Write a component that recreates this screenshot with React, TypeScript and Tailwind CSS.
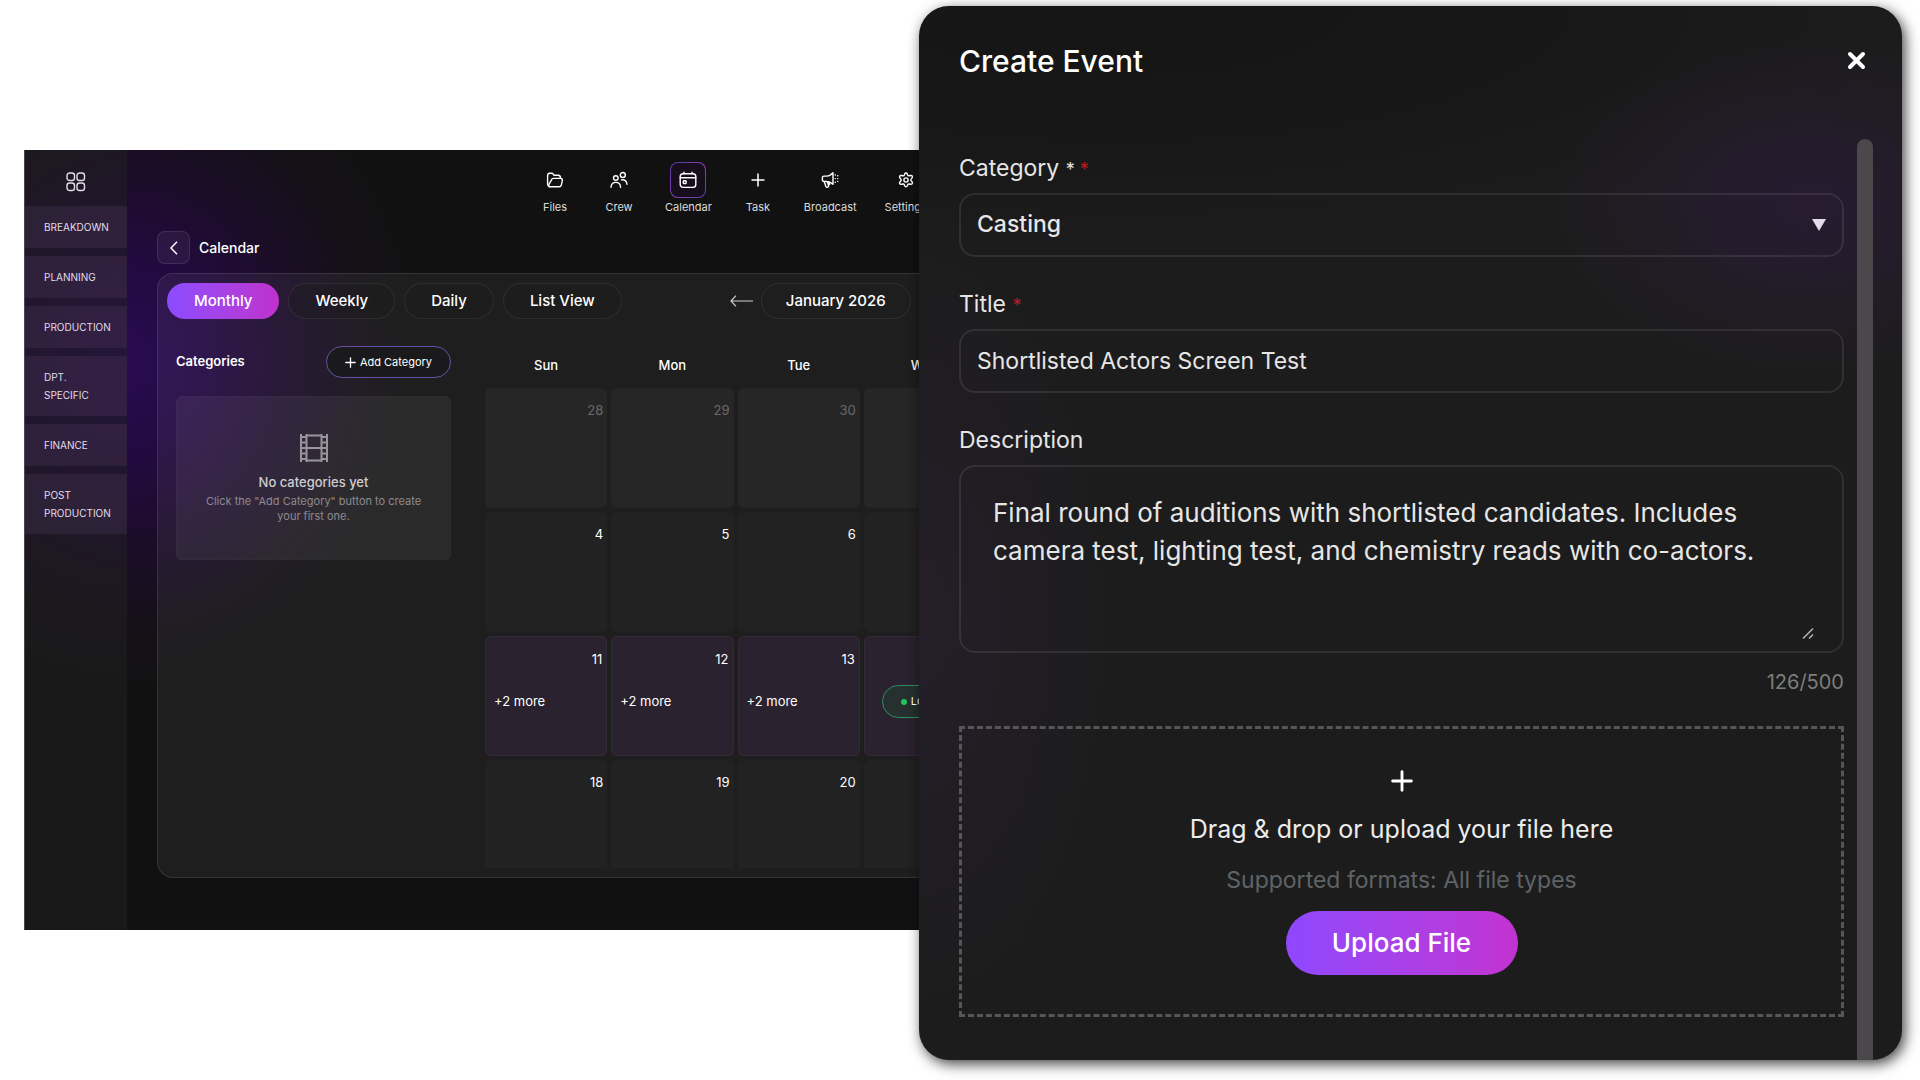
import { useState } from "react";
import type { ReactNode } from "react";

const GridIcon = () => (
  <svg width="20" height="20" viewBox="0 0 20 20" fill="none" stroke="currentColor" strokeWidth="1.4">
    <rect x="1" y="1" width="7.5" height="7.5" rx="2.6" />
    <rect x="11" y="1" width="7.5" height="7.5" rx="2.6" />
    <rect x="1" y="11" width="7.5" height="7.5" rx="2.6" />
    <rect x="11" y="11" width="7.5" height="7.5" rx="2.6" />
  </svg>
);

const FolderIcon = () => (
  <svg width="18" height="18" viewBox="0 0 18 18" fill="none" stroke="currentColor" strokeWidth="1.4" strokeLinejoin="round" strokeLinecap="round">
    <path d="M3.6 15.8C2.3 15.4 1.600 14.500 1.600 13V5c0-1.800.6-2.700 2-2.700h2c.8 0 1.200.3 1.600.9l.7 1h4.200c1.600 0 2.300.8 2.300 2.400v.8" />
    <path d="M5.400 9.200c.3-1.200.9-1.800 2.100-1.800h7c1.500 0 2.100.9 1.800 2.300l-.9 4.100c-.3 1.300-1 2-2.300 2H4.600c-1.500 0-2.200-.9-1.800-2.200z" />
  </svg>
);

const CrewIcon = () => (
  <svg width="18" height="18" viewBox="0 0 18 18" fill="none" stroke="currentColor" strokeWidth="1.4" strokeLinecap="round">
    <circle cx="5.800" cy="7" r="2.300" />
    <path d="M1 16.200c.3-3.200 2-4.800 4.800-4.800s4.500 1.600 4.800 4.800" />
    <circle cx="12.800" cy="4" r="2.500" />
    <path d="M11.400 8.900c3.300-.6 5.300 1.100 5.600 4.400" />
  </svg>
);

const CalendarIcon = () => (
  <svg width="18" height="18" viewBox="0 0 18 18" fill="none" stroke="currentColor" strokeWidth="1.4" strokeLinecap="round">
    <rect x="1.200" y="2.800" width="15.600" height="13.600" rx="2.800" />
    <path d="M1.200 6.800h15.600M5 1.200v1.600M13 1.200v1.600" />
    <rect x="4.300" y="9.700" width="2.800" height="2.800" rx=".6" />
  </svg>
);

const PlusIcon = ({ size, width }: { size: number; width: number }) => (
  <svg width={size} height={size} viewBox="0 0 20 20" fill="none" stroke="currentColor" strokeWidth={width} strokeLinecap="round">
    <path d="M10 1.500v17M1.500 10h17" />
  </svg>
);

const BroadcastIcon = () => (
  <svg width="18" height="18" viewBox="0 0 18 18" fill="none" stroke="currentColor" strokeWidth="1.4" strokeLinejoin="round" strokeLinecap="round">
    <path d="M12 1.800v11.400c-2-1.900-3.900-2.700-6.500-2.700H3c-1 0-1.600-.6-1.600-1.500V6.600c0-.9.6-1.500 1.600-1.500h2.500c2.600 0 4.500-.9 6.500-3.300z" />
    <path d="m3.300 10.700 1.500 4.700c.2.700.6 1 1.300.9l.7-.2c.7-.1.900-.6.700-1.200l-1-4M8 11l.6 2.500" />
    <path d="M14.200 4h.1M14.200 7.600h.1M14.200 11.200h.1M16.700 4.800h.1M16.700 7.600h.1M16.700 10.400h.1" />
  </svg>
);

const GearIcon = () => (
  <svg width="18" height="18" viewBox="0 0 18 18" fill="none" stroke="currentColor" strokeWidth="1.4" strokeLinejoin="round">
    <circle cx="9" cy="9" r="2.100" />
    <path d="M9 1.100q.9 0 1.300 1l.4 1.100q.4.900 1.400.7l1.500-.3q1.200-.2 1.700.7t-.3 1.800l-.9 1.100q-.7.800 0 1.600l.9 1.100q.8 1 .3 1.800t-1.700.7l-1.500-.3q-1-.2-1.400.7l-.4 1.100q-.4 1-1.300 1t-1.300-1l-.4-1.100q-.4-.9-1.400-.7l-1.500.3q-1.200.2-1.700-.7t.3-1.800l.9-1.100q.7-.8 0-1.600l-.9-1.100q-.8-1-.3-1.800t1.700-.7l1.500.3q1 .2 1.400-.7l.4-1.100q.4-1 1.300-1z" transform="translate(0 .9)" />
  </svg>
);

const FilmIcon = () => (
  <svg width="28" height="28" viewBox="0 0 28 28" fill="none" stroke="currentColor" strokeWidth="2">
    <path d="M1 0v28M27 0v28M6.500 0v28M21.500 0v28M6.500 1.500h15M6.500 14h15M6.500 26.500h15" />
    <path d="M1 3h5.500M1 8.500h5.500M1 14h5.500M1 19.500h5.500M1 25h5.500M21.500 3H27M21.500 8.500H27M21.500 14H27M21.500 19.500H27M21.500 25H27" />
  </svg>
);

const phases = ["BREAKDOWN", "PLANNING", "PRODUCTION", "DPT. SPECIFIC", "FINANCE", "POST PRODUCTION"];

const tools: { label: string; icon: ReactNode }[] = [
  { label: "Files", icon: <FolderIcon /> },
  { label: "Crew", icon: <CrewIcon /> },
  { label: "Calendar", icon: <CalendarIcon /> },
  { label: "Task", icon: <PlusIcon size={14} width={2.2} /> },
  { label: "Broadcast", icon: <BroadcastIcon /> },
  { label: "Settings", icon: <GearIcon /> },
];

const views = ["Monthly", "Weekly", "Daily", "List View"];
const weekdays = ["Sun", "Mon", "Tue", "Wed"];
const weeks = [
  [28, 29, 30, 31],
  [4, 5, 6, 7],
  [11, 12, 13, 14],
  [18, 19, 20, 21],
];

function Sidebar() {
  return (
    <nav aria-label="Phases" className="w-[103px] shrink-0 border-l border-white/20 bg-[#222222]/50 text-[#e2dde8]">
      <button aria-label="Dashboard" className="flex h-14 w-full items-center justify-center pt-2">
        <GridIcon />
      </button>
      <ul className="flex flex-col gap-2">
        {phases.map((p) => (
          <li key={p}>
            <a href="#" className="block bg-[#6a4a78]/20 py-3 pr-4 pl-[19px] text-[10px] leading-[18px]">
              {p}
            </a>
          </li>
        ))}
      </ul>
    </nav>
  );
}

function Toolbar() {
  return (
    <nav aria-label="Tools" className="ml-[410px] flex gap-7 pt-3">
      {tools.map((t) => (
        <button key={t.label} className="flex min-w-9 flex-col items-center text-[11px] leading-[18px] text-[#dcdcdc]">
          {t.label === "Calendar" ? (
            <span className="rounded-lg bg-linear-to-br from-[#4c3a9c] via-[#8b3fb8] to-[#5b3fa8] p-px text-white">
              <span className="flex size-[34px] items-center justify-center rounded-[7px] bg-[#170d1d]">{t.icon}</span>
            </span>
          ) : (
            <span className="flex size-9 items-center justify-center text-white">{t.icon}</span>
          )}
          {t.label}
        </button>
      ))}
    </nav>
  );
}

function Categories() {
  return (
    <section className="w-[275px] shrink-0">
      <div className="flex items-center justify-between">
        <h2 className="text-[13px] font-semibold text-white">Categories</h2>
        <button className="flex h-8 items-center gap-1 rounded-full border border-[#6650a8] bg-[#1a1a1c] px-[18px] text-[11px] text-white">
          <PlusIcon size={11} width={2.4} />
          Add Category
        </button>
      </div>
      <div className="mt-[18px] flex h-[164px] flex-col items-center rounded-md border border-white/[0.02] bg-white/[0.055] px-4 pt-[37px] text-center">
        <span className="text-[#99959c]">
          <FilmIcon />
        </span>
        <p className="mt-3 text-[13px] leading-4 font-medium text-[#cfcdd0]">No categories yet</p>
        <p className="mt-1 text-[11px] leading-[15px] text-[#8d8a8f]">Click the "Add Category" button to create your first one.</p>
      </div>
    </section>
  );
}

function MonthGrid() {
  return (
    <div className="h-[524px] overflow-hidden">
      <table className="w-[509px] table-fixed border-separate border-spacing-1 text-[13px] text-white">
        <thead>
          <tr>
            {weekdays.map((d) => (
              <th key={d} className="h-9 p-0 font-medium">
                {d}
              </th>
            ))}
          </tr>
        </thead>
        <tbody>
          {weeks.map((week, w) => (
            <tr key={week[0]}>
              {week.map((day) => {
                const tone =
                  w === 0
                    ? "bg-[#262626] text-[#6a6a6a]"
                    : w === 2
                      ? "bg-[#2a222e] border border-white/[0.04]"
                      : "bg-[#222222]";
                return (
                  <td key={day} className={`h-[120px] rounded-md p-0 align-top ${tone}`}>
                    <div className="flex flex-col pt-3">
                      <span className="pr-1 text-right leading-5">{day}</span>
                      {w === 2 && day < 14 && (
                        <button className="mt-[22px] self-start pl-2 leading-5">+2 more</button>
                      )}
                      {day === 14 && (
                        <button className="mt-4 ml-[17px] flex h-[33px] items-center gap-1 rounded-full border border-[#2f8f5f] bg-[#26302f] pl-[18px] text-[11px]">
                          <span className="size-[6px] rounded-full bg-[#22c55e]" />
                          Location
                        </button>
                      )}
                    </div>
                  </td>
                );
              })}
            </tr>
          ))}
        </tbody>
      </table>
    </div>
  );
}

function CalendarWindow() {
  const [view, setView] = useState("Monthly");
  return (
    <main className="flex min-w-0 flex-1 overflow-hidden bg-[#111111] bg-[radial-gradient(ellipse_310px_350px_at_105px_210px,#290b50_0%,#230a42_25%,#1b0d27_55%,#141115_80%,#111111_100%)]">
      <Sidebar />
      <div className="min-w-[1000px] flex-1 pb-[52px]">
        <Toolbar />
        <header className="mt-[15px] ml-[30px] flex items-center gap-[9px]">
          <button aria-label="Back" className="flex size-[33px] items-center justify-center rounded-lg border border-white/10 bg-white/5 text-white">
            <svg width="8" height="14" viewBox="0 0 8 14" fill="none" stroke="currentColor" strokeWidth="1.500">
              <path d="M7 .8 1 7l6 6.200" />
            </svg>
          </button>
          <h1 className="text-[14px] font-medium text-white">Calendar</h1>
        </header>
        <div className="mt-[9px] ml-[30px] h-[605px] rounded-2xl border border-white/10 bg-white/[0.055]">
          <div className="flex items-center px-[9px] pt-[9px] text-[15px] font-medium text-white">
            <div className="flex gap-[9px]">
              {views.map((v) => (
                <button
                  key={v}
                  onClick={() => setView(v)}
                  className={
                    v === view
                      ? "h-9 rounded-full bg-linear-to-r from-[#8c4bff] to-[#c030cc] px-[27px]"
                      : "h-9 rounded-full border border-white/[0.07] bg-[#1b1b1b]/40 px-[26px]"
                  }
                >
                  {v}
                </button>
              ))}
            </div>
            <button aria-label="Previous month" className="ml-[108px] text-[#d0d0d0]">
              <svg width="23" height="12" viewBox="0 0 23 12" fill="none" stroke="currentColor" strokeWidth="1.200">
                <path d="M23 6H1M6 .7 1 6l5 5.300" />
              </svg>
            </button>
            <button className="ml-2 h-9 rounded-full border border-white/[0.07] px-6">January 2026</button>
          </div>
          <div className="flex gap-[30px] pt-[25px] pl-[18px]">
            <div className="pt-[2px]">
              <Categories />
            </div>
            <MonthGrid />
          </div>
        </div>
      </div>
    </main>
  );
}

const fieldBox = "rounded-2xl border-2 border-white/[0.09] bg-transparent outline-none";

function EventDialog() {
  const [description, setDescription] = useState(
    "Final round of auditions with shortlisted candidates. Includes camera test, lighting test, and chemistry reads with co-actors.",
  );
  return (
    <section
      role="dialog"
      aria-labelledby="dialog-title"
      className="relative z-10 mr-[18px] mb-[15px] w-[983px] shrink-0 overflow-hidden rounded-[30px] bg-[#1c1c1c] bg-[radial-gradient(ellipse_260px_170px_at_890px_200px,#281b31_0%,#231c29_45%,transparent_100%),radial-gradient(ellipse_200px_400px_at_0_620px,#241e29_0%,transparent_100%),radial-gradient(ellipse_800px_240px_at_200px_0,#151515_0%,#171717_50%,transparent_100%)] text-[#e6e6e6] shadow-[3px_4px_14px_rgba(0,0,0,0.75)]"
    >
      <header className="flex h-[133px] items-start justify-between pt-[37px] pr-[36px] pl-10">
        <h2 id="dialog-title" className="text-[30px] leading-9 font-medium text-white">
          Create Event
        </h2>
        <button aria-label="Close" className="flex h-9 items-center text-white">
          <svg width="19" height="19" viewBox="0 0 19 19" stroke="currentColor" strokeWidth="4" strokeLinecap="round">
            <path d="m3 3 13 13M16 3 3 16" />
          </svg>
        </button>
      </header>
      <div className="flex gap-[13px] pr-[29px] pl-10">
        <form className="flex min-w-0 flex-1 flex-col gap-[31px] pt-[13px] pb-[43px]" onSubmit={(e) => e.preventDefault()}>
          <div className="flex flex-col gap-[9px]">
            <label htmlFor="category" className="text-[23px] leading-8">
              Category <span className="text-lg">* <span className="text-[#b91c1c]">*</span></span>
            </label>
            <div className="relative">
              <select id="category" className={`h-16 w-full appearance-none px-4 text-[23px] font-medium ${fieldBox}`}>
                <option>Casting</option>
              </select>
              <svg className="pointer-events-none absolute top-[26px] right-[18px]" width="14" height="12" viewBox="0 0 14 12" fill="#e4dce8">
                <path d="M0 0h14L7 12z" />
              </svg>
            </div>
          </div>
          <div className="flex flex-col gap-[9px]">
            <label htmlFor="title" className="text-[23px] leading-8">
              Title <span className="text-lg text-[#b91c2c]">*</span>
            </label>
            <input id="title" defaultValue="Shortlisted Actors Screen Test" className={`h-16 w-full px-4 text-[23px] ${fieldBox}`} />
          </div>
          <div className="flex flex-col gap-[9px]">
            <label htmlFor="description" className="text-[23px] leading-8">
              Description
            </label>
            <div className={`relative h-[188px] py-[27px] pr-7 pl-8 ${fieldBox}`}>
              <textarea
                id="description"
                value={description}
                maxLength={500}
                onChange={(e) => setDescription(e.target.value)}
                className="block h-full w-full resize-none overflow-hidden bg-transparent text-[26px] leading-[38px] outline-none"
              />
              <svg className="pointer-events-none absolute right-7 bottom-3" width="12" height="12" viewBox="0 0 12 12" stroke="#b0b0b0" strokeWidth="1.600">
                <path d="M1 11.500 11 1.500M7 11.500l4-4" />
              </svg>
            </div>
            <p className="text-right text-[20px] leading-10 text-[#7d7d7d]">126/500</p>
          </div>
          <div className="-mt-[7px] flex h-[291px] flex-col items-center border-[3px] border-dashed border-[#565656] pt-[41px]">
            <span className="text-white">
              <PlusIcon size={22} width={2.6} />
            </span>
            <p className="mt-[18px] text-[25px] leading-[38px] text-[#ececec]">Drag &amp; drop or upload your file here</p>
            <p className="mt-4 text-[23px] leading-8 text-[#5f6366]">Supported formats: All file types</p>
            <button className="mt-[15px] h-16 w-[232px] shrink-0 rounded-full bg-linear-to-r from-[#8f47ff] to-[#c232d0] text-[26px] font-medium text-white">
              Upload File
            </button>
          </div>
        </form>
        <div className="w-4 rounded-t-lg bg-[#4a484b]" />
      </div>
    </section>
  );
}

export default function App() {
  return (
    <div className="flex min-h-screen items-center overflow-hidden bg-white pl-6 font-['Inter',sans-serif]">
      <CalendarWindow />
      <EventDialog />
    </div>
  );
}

◇ ◇ ◇ ◇

> _Task goal_: Report how many lines include the word "with". Give nothing but the number.

> _Correct response_: 2